Animating 3D models might be considered an advanced thing to do, but all we want to do is to control a few properties of a given object - we can use a script component for that instead. Click on the plus button next to the Assets text at the bottom of the screen, click the Script option and name the file boxAnimation.js. If you double click on it, you'll be moved to a code editor. As you can see, the file contains some boilerplate code already:
pc.script.create('boxAnimation', function (app) {
// Creates a new BoxAnimation instance
var BoxAnimation = function (entity) {
this.entity = entity;
};
BoxAnimation.prototype = {
// Called once after all resources are loaded and before the first update
initialize: function () {
},
// Called every frame, dt is time in seconds since last update
update: function (dt) {
}
};
return BoxAnimation;
});
The most interesting part is the update function where we'll be able to affect the box's rotation on every frame. Add this line inside the function:
this.entity.rotate(dt*10, dt*20, dt*30);
In the line above this.entity refers to the object to which the script will be attached (the box) and using the dt variable which contains the delta time passed since the previous frame we can rotate the box in all three axes by a different amount. Save the changes using the Save button on the top right and return to the editor tab. Be sure you have the box selected on the scene and click on the Add script option in the right sidebar. It will show you the list of scripts available - for now there's only boxAnimation.js. Clicking it will add the animation script to the box object.

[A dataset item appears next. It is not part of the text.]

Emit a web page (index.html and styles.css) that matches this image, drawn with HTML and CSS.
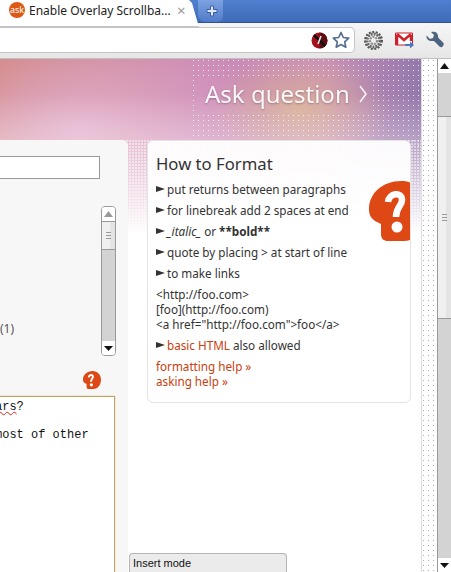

Do the same steps for cylinder: create new Script asset, name it cylinderAnimation.js, and double click to launch the code editor. This time instead of rotating an object we will try to scale it. For that we'll need a timer to have the total amount of time passed since the start of the animation. Add this code to the initialize function:
this.timer = 0;
And those two lines to the update function:
this.timer += dt; this.entity.setLocalScale(1, Math.abs(Math.sin(this.timer)), 1);
The setLocalScale method is applying the given values to the X, Y and Z axes of the object. In our case we're modifying the scale of the cylinder on the Y axis using the Math.sin on the timer and applying Math.abs to have the values always above zero (0-1), because sin wave values are normally between -1 and 1. This gives us a very nice scaling effect as a result. Remember to add the cylinderAnimation.js file to the Cylinder object to apply the given animations.
Time to play with the last object - the cone. Create the coneAnimation.js file and add this.timer = 0; to the initialize function. To move the cone up and down we will use the setPosition method - add the code below to the update function:
this.timer += dt; this.entity.setPosition(2, Math.sin(this.timer*2), 0);
The position of the cone will be animated using the Math.sin - we can double this.timer values to have it move higher. Launch the demo to see the effects - all the shapes should animate. Congratulations, you've completed the tutorial!
It works like a charm - everything is animated exactly the same way as we did it using the engine JavaScript file, and it was easier and more fun to do with the editor.
Summary
Of course it depends on your approach - designers may favor the online editor while programmers prefer having the full control over the coding environment and will use the engine's source files. The good thing is that you have a choice and can pick whatever tools suits you best. It doesn't matter what tools you choose - you should feel comfortable with them, because every framework may be good enough for making games if you can use it to actually make games.